Nereu Jr / Divulgação

Foto: Silvia machado / Divulgação

Crowd (Multidão), espetáculo da franco-austríaca Gisèle Vienne, abriu a 7ª MITsp – Mostra Internacional de Teatro de São Paulo, na noite de quinta-feira, 5 de março. A artista buscou o mote da coreografia em suas experiências dos “clubs” de Berlim dos anos 1990 para erguer uma impressionante encenação de rave regada a música techno, manipulação de tempos e ritmos estampados nos corpos bem treinados de 15 jovens dançarinos.

Ao som de uma trilha eletrizante concebida por Peter Rehberg, com músicas de artistas como Jeff Mills, Global Communication e Underground Resistance, Crowd propõe nessa festa selvagem um mergulho interior nessa jornada hedonista. Experimentos para a figura perder o controle coletivamente na perspectiva de vivenciar algo profundo. É o que defende Gisèle Vienne.

A artista compõe imagens exuberantes. O chão é coberto por uma espécie de terra e lixo orgânico, permitindo que esse cenário remeta a uma noite de farra, que entra pela madrugada na Europa, em São Paulo ou em qualquer outro lugar.

Os 15 dançarinos entram em cena se movendo muito lentamente, o que, num primeiro momento, pode parecer uma representação de seres de outro planeta. Mas não é isso. Ou é, noutros termos? Eles se aglomeram, traçam marchas solitárias.

É a produção de um exercício de transe pela imersão em um ambiente sonoro intenso e repetitivo. A luz de Patrick Riou equaliza significados desse cenário, desenhando quadros de efeito impactante, das figuras que atravessam a noite perseguindo prazeres efêmeros ou um sentido para a vida.

Da plateia captamos o conjunto, um bloco de gente, ou cenas específicas, fisgadas dessas pequenas narrativas que surgem por todo o palco – encontros rápidos, corpos balançando em convulsões, beijos fugazes, jogos de mãos bobas que escorregam pelo corpo alheio, brigas, luxúria, solidão, estrago. Esses seres humanos falíveis acionam em 90 minutos amplificação narcísica.
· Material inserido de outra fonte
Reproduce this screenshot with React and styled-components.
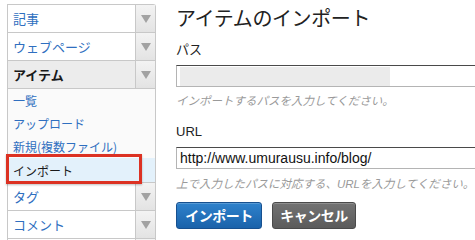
import React from "react";
import styled, { createGlobalStyle } from "styled-components";

const Global = createGlobalStyle`
  html, body { margin: 0; padding: 0; background: #fff; }
  body { font-family: "Liberation Sans", "Noto Sans CJK JP", sans-serif; overflow: hidden; }
`;

const Page = styled.div`
  display: flex;
  align-items: flex-start;
  padding: 4px 0 0 7px;
  width: 475px;
  height: 240px;
  box-sizing: border-box;
  overflow: hidden;
`;

const Sidebar = styled.nav`
  width: 149px;
  flex: none;
  border: 1px solid #c8c8c8;
  border-bottom: none;
  border-radius: 0 3px 0 0;
  box-sizing: border-box;
  font-family: "Noto Sans CJK JP", sans-serif;
`;

const Header = styled.div`
  display: grid;
  grid-template-columns: 1fr 20px;
  height: 28px;
  box-sizing: border-box;
  border-bottom: 1px solid #c8c8c8;
  background: ${(p) => (p.$active ? "#ececec" : "#fff")};
`;

const HeaderLabel = styled.span`
  display: flex;
  align-items: center;
  padding-left: 5px;
  font-size: 13px;
  font-weight: ${(p) => (p.$active ? 700 : 400)};
  color: ${(p) => (p.$active ? "#1a1a1a" : "#2f6fc0")};
`;

const Arrow = styled.span`
  display: flex;
  align-items: center;
  justify-content: center;
  border-left: 1px solid #c8c8c8;
  background: linear-gradient(#f3f3f3, #e3e3e3);
  svg { display: block; }
`;

const SubMenu = styled.ul`
  list-style: none;
  margin: 0;
  padding: 0;
  background: #fafafa;
  border-bottom: 1px solid #c8c8c8;
`;

const SubItem = styled.li`
  position: relative;
  height: ${(p) => (p.$active ? "24px" : "23px")};
  display: flex;
  align-items: center;
  padding-left: 5px;
  font-size: 12px;
  color: ${(p) => (p.$active ? "#1a1a1a" : "#2f6fc0")};
  background: ${(p) => (p.$active ? "#e3f1fb" : "transparent")};
  &::after {
    content: "";
    display: ${(p) => (p.$active ? "block" : "none")};
    position: absolute;
    left: -2px;
    top: -4px;
    width: 136px;
    height: 30px;
    box-sizing: border-box;
    border: 3px solid #dc3223;
    box-shadow: 0 1px 2px rgba(0,0,0,0.25);
  }
`;

const Main = styled.main`
  margin-left: 20px;
  flex: none;
  width: 320px;
  display: flex;
  flex-direction: column;
  font-family: "Noto Sans CJK JP", sans-serif;
  color: #222;
`;

const Title = styled.h1`
  margin: 1px 0 0;
  font-size: 20px;
  font-weight: 400;
  line-height: 26px;
  letter-spacing: -0.4px;
`;

const Label = styled.label`
  margin-top: ${(p) => p.$mt}px;
  font-size: 13px;
  line-height: 18px;
  font-family: "Liberation Sans", "Noto Sans CJK JP", sans-serif;
`;

const Field = styled.div`
  margin-top: ${(p) => p.$mt}px;
  height: 22px;
  width: 320px;
  box-sizing: border-box;
  border: 1px solid #b4b4b4;
  border-top-color: #4a4a4a;
  background: #fff;
  display: flex;
  align-items: center;
  padding: 0 3px;
  font-family: "Liberation Sans", sans-serif;
  font-size: 14px;
  color: #111;
`;

const Redacted = styled.span`
  display: block;
  width: 210px;
  height: 19px;
  background: #ebebeb;
`;

const Hint = styled.p`
  margin: ${(p) => p.$mt}px 0 0;
  font-size: 11.5px;
  line-height: 15px;
  font-style: italic;
  color: #9a9a9a;
  white-space: nowrap;
  font-family: "Liberation Sans", "Noto Sans CJK JP", sans-serif;
`;

const Buttons = styled.div`
  display: flex;
  gap: 10px;
  margin-top: 10px;
`;

const Button = styled.button`
  height: 27px;
  padding: 0;
  border-radius: 3px;
  border: 1px solid ${(p) => (p.$primary ? "#17508f" : "#4a4a4a")};
  background: ${(p) =>
    p.$primary
      ? "linear-gradient(#2f82cc, #1a62aa)"
      : "linear-gradient(#737373, #5b5b5b)"};
  color: #fff;
  font-family: "Noto Sans CJK JP", sans-serif;
  font-weight: 700;
  font-size: 14px;
  letter-spacing: -0.5px;
  line-height: 25px;
  white-space: nowrap;
  text-align: center;
  box-shadow: inset 0 1px 0 rgba(255,255,255,0.2);
  width: ${(p) => p.$w}px;
`;

const Tri = () => (
  <svg width="10" height="8" viewBox="0 0 10 8">
    <path d="M0 0 H10 L5 8 Z" fill="#a2a2a2" />
  </svg>
);

const HeaderRow = ({ label, active }) => (
  <Header $active={active}>
    <HeaderLabel $active={active}>{label}</HeaderLabel>
    <Arrow>
      <Tri />
    </Arrow>
  </Header>
);

export default function App() {
  return (
    <>
      <Global />
      <Page>
        <Sidebar>
          <HeaderRow label="記事" />
          <HeaderRow label="ウェブページ" />
          <HeaderRow label="アイテム" active />
          <SubMenu>
            <SubItem>一覧</SubItem>
            <SubItem>アップロード</SubItem>
            <SubItem>新規(複数ファイル)</SubItem>
            <SubItem $active>インポート</SubItem>
          </SubMenu>
          <HeaderRow label="タグ" />
          <HeaderRow label="コメント" />
          <HeaderRow label="" />
        </Sidebar>
        <Main>
          <Title>アイテムのインポート</Title>
          <Label $mt={10}>パス</Label>
          <Field $mt={6}>
            <Redacted />
          </Field>
          <Hint $mt={7}>インポートするパスを入力してください。</Hint>
          <Label $mt={14}>URL</Label>
          <Field $mt={6}>http://www.umurausu.info/blog/</Field>
          <Hint $mt={8}>上で入力したパスに対応する、URLを入力してください。</Hint>
          <Buttons>
            <Button $primary $w={86}>インポート</Button>
            <Button $w={84}>キャンセル</Button>
          </Buttons>
        </Main>
      </Page>
    </>
  );
}
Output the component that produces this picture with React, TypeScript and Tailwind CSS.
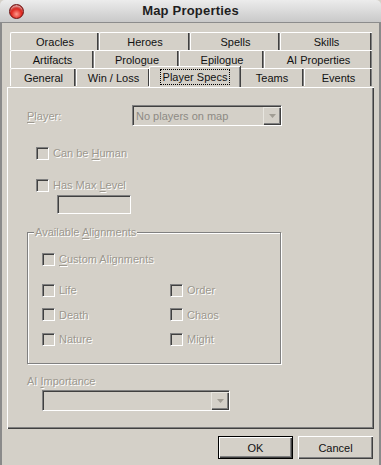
import React from 'react';

const face = 'bg-[#d4d0c8]';
const disabledText = 'text-[#9c988f] [text-shadow:1px_1px_0_#ffffff]';

function U({ children }: { children: React.ReactNode }) {
  return <span className="underline underline-offset-2 decoration-1">{children}</span>;
}

function Tab({ label, w, selected }: { label: string; w: number; selected?: boolean }) {
  if (selected) {
    return (
      <div
        className={`relative z-10 -mt-[2px] h-[21px] -mx-[1px] flex items-start justify-center pt-[2px] ${face} border-t border-l border-white rounded-tl-[2px] shadow-[inset_-1px_0_0_#808080,1px_0_0_#404040]`}
        style={{ width: w + 2 }}
      >
        <span className="border border-dotted border-black px-[2px] leading-[14px] text-[#111]">{label}</span>
      </div>
    );
  }
  return (
    <div
      className={`h-[18px] flex items-center justify-center ${face} border-t border-l border-white rounded-tl-[2px] shadow-[inset_-1px_0_0_#808080,inset_-2px_0_0_#404040] text-[#111]`}
      style={{ width: w }}
    >
      {label}
    </div>
  );
}

function Check({ label, className = '' }: { label: React.ReactNode; className?: string }) {
  return (
    <div className={`flex items-center gap-[4px] h-[14px] ${className}`}>
      <div className="w-[13px] h-[13px] border-t border-l border-[#808080] border-b border-r border-b-white border-r-white shadow-[inset_1px_1px_0_#404040] bg-[#d4d0c8]" />
      <span className={disabledText}>{label}</span>
    </div>
  );
}

function Combo({ w, text }: { w: number; text?: string }) {
  return (
    <div
      className="h-[21px] flex items-center justify-between border-t border-l border-[#808080] border-b border-r border-b-white border-r-white shadow-[inset_1px_1px_0_#404040] pl-[3px] pr-[1px]"
      style={{ width: w }}
    >
      <span className="text-[#8d8a84]">{text}</span>
      <div className="w-[17px] h-[17px] flex items-center justify-center bg-[#d4d0c8] border-t border-l border-[#e8e6e0] shadow-[inset_-1px_-1px_0_#808080,1px_1px_0_#404040]">
        <svg width="7" height="4" viewBox="0 0 7 4">
          <path d="M0 0 H7 L3.5 4 Z" fill="#a19d94" />
        </svg>
      </div>
    </div>
  );
}

function Button({ label, def }: { label: string; def?: boolean }) {
  return (
    <div
      className={`w-[75px] h-[23px] flex items-center justify-center ${face} text-[#111] ${
        def
          ? 'border border-black shadow-[inset_1px_1px_0_#ffffff,inset_-1px_-1px_0_#404040,inset_-2px_-2px_0_#808080]'
          : 'shadow-[inset_1px_1px_0_#ffffff,inset_-1px_-1px_0_#404040,inset_-2px_-2px_0_#808080]'
      }`}
    >
      {label}
    </div>
  );
}

export default function App() {
  return (
    <div className="w-[381px] h-[465px] bg-[#d4d0c8] flex flex-col text-[11px] leading-[14px] font-['Liberation_Sans',Arial,sans-serif] overflow-hidden">
      <div className="h-[23px] flex items-center relative rounded-t-[5px] bg-gradient-to-b from-[#ececec] to-[#c9c9c9] border-b border-[#8c8c8c]">
        <div className="absolute left-[9px] top-[4px] w-[15px] h-[15px] rounded-full border border-[#6e1010] bg-[radial-gradient(circle_at_50%_70%,#ff9a8c_0%,#e02a22_45%,#8c0f0c_100%)] shadow-[inset_0_3px_2px_-1px_rgba(255,255,255,0.6)]" />
        <div className="flex-1 text-center text-[13px] font-bold text-[#1e1e1e] tracking-[0.2px]">Map Properties</div>
      </div>

      <div className="flex-1 flex flex-col border-l-2 border-r-2 border-[#8a8a8a] pt-[9px]">
        <div className="ml-[8px] flex flex-col">
          <div className="flex">
            <Tab label="Oracles" w={89} />
            <Tab label="Heroes" w={91} />
            <Tab label="Spells" w={90} />
            <Tab label="Skills" w={92} />
          </div>
          <div className="flex">
            <Tab label="Artifacts" w={84} />
            <Tab label="Prologue" w={85} />
            <Tab label="Epilogue" w={85} />
            <Tab label="AI Properties" w={108} />
          </div>
          <div className="flex">
            <Tab label="General" w={66} />
            <Tab label="Win / Loss" w={74} />
            <Tab label="Player Specs" w={89} selected />
            <Tab label="Teams" w={65} />
            <Tab label="Events" w={68} />
          </div>
        </div>

        <div className="ml-[5px] w-[367px] h-[342px] border-t border-l border-white shadow-[inset_-1px_-1px_0_#404040,inset_-2px_-2px_0_#808080] pl-[19px] pt-[17px] flex flex-col">
          <div className="flex items-center">
            <span className={`w-[105px] ${disabledText}`}><U>P</U>layer:</span>
            <Combo w={150} text="No players on map" />
          </div>

          <Check className="ml-[9px] mt-[20px]" label={<>Can be <U>H</U>uman</>} />
          <Check className="ml-[9px] mt-[18px]" label={<>Has Max <U>L</U>evel</>} />
          <div className="ml-[30px] mt-[3px] w-[74px] h-[19px] border-t border-l border-[#808080] border-b border-r border-b-white border-r-white shadow-[inset_1px_1px_0_#404040]" />

          <div className="relative mt-[18px] w-[254px] h-[132px] border border-[#808080] shadow-[1px_1px_0_#ffffff,inset_1px_1px_0_#ffffff] pl-[14px] pt-[19px]">
            <span className={`absolute -top-[8px] left-[6px] px-[1px] bg-[#d4d0c8] ${disabledText}`}>
              Available <U>A</U>lignments
            </span>
            <Check label={<><U>C</U>ustom Alignments</>} />
            <div className="mt-[17px] grid grid-cols-[128px_1fr] gap-y-[10.5px]">
              <Check label="Life" />
              <Check label="Order" />
              <Check label="Death" />
              <Check label="Chaos" />
              <Check label="Nature" />
              <Check label="Might" />
            </div>
          </div>

          <span className={`mt-[10px] ${disabledText}`}>AI <U>I</U>mportance</span>
          <div className="ml-[15px] mt-[2px]">
            <Combo w={188} />
          </div>
        </div>

        <div className="mt-[7px] ml-[216px] flex gap-[5px]">
          <Button label="OK" def />
          <Button label="Cancel" />
        </div>
      </div>
    </div>
  );
}
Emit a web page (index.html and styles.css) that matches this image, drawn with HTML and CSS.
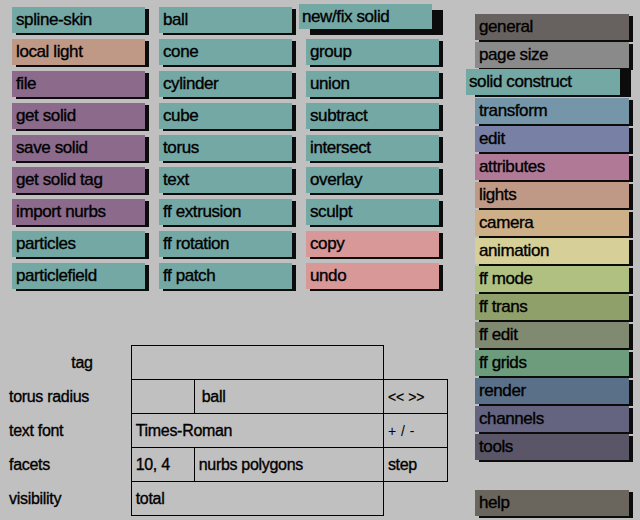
FILE: index.html
```html
<!DOCTYPE html>
<html>
<head>
<meta charset="utf-8">
<link rel="stylesheet" href="styles.css">
</head>
<body>
<div class="page">
  <div class="left">
    <div class="grid">
      <div class="btn teal">spline-skin</div>
      <div class="btn salmon">local light</div>
      <div class="btn purple">file</div>
      <div class="btn purple">get solid</div>
      <div class="btn purple">save solid</div>
      <div class="btn purple">get solid tag</div>
      <div class="btn purple">import nurbs</div>
      <div class="btn teal">particles</div>
      <div class="btn teal">particlefield</div>

      <div class="btn teal">ball</div>
      <div class="btn teal">cone</div>
      <div class="btn teal">cylinder</div>
      <div class="btn teal">cube</div>
      <div class="btn teal">torus</div>
      <div class="btn teal">text</div>
      <div class="btn teal">ff extrusion</div>
      <div class="btn teal">ff rotation</div>
      <div class="btn teal">ff patch</div>

      <div class="btn sel-grid"><span class="face teal">new/fix solid</span></div>
      <div class="btn teal">group</div>
      <div class="btn teal">union</div>
      <div class="btn teal">subtract</div>
      <div class="btn teal">intersect</div>
      <div class="btn teal">overlay</div>
      <div class="btn teal">sculpt</div>
      <div class="btn pink">copy</div>
      <div class="btn pink">undo</div>
    </div>

    <table class="props">
      <colgroup>
        <col class="c-lbl"><col class="c-a"><col class="c-b"><col class="c-c">
      </colgroup>
      <tr>
        <td class="lbl tag">tag</td>
        <td class="box" colspan="2"></td>
        <td></td>
      </tr>
      <tr>
        <td class="lbl">torus radius</td>
        <td class="box"></td>
        <td class="box ball">ball</td>
        <td class="box small">&lt;&lt; &gt;&gt;</td>
      </tr>
      <tr>
        <td class="lbl">text font</td>
        <td class="box" colspan="2">Times-Roman</td>
        <td class="box small thin">+ / -</td>
      </tr>
      <tr>
        <td class="lbl">facets</td>
        <td class="box">10, 4</td>
        <td class="box">nurbs polygons</td>
        <td class="box">step</td>
      </tr>
      <tr>
        <td class="lbl">visibility</td>
        <td class="box" colspan="2">total</td>
        <td></td>
      </tr>
    </table>
  </div>

  <div class="side">
    <div class="btn sbtn general">general</div>
    <div class="btn sbtn pagesize">page size</div>
    <div class="btn sbtn sel-side"><span class="face teal">solid construct</span></div>
    <div class="btn sbtn transform">transform</div>
    <div class="btn sbtn edit">edit</div>
    <div class="btn sbtn attributes">attributes</div>
    <div class="btn sbtn lights">lights</div>
    <div class="btn sbtn camera">camera</div>
    <div class="btn sbtn animation">animation</div>
    <div class="btn sbtn ffmode">ff mode</div>
    <div class="btn sbtn fftrans">ff trans</div>
    <div class="btn sbtn ffedit">ff edit</div>
    <div class="btn sbtn ffgrids">ff grids</div>
    <div class="btn sbtn render">render</div>
    <div class="btn sbtn channels">channels</div>
    <div class="btn sbtn tools">tools</div>
    <div class="btn sbtn help">help</div>
  </div>
</div>
</body>
</html>
```

FILE: styles.css
```css
html, body {
  margin: 0;
  padding: 0;
  background: #c0c0c0;
}

body {
  font-family: "Liberation Sans", Arial, sans-serif;
  color: #000;
  width: 640px;
  height: 520px;
  overflow: hidden;
  -webkit-text-stroke: 0.35px #000;
}

.page {
  display: flex;
  align-items: flex-start;
}

.left {
  width: 475px;
  flex: none;
}

.grid {
  display: grid;
  grid-template-rows: repeat(9, 26px);
  grid-auto-flow: column;
  grid-auto-columns: 133px;
  column-gap: 14px;
  row-gap: 6px;
  padding: 7px 0 0 12px;
}

.btn {
  height: 26px;
  line-height: 26px;
  font-size: 17px;
  letter-spacing: -0.4px;
  padding-left: 4px;
  box-sizing: border-box;
  box-shadow: 4px 2px 0 #0c0c0c;
  white-space: nowrap;
}

.teal { background: #73a8a5; }
.salmon { background: #c09886; }
.purple { background: #8b6a8c; }
.pink { background: #d89898; }

/* selected (pressed-out) buttons */
.sel-grid,
.sel-side {
  position: relative;
  background: transparent;
  box-shadow: none;
  padding-left: 0;
}

.sel-grid::before,
.sel-side::before {
  content: "";
  position: absolute;
  background: #0c0c0c;
}

.sel-grid::before {
  left: 4px;
  top: 3px;
  width: 133px;
  height: 25px;
}

.sel-side::before {
  left: 0;
  top: -1px;
  width: 156px;
  height: 28px;
}

.face {
  position: relative;
  z-index: 1;
  display: block;
  box-sizing: border-box;
  padding-left: 3px;
}

.sel-grid .face {
  width: 133px;
  height: 25px;
  line-height: 25px;
  margin-left: -7px;
  margin-top: -3px;
}

.sel-side .face {
  width: 154px;
  height: 26px;
  margin-left: -9px;
  margin-top: -1px;
}

/* side column */
.side {
  display: flex;
  flex-direction: column;
  gap: 2px;
  padding-top: 14px;
  width: 154px;
  flex: none;
}

.sbtn { width: 154px; }

.general { background: #67625f; }
.pagesize { background: #8a8a8a; }
.transform { background: #7496a8; }
.edit { background: #7880a6; }
.attributes { background: #b07a96; }
.lights { background: #c09886; }
.camera { background: #cdb088; }
.animation { background: #d6d098; }
.ffmode { background: #b0c080; }
.fftrans { background: #90a06a; }
.ffedit { background: #808a70; }
.ffgrids { background: #6c9c7c; }
.render { background: #5a7088; }
.channels { background: #646480; }
.tools { background: #5a5668; }
.help { background: #6a665e; margin-top: 28px; }

/* properties table */
.props {
  margin-top: 56px;
  border-collapse: collapse;
  table-layout: fixed;
  width: 448px;
  font-size: 16px;
  letter-spacing: -0.3px;
}

.c-lbl { width: 131px; }
.c-a { width: 63px; }
.c-b { width: 189px; }
.c-c { width: 64px; }

.props tr { height: 34px; }

.props td {
  padding: 0 0 0 4px;
  white-space: nowrap;
  vertical-align: middle;
}

.props td.lbl {
  padding-left: 9px;
}

.props td.tag {
  text-align: right;
  padding-right: 38px;
}

.props td.box {
  border: 1px solid #000;
}

.props td.ball {
  padding-left: 7px;
}

.props td.small {
  font-size: 14px;
  letter-spacing: 0;
  -webkit-text-stroke: 0.2px #000;
}

.props td.thin {
  word-spacing: 1px;
  -webkit-text-stroke: 0;
}
```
Para mim, mais do que o êxtase proposto pela diretora, o que chega é o esgotamento pela repetição em vários ritmos e andamento nos movimentos dos intérpretes. Apreendo o que essa quantidade exagerada de opções, de ofertas, de relacionamentos não assegura ou atrai para uma relação duradoura. Tudo é fugaz.

Essa experiência sonoro-motora imersa em um ambiente de alta voltagem vibratória, pelo volume alto, pelas escolhas das músicas, pela simulação da perda do controle dos movimentos, tudo isso me remete a reflexões sobre os mecanismos inconscientes que alimentam a máquina capitalista atual.

As modulações de movimento, manipulação do ritmo, do tempo e intensidade dos gestos dos corpos expõem as emoções diluídas na multidão – algo opaco e translúcido – em estados alterados de consciência.

Os recursos técnicos, de produção e de efeito, como uma lata que explode ou fumaça que brota dos casacos são realmente impressionantes. A preparação do elenco expõe um virtuosismo, como se diria na modernidade, de trabalhar os corpos em câmera lenta, com movimentos em looping ou congelados em “frames”, que são realmente incríveis.

Mas é certa a associação com o estado psíquico do país e da plateia presente à abertura da MITsp, de um esgotamento causado por ataques constantes à democracia, às liberdades individuais e coletivas, às ofensivas ao direito de desejar e ser, as investidas contra a arte.

Abertura

O lugar de resistência da MITsp parece construído às custas de muito sacrifício, esforços que, quem está de fora, talvez não consiga supor. Mais uma vez, a mostra foi erguida em quatro meses, realmente um trabalho hercúleo. Em sua fala, o diretor de produção Guilherme Marques exaltou o trabalho da equipe e convidou o grupo para se juntar na frente do palco. Foi um dos momentos mais emocionantes da abertura, o esforço tornado carne.

Elegantíssimos os mestres de cerimônia da MITsp, os atores trans Gabriel Lodi e Renata Carvalho. O sempre admirado Danilo Santos de Miranda, diretor do Sesc-SP, – um exemplo de combatividade em prol da cultura –, avança com seu discurso e postura coerentes desde a primeira versão da mostra. O diretor do Itaú Cultural Eduardo Saron reforçou o apoio da instituição ao evento e à cultura. O jornalista Celso Curi leu o Manifesto Artigo 5º, pelas liberdades.

Ah, os políticos… destoam do ritual, principalmente os que ocupam cargos nas gestões de centro, de centro-direita. O mundo já está muito complicado para quererem repassar responsabilidades das diretrizes culturais insuficientes.

Sigamos, pois, lutando pela arte e pelas vidas. Inclusive as nossas.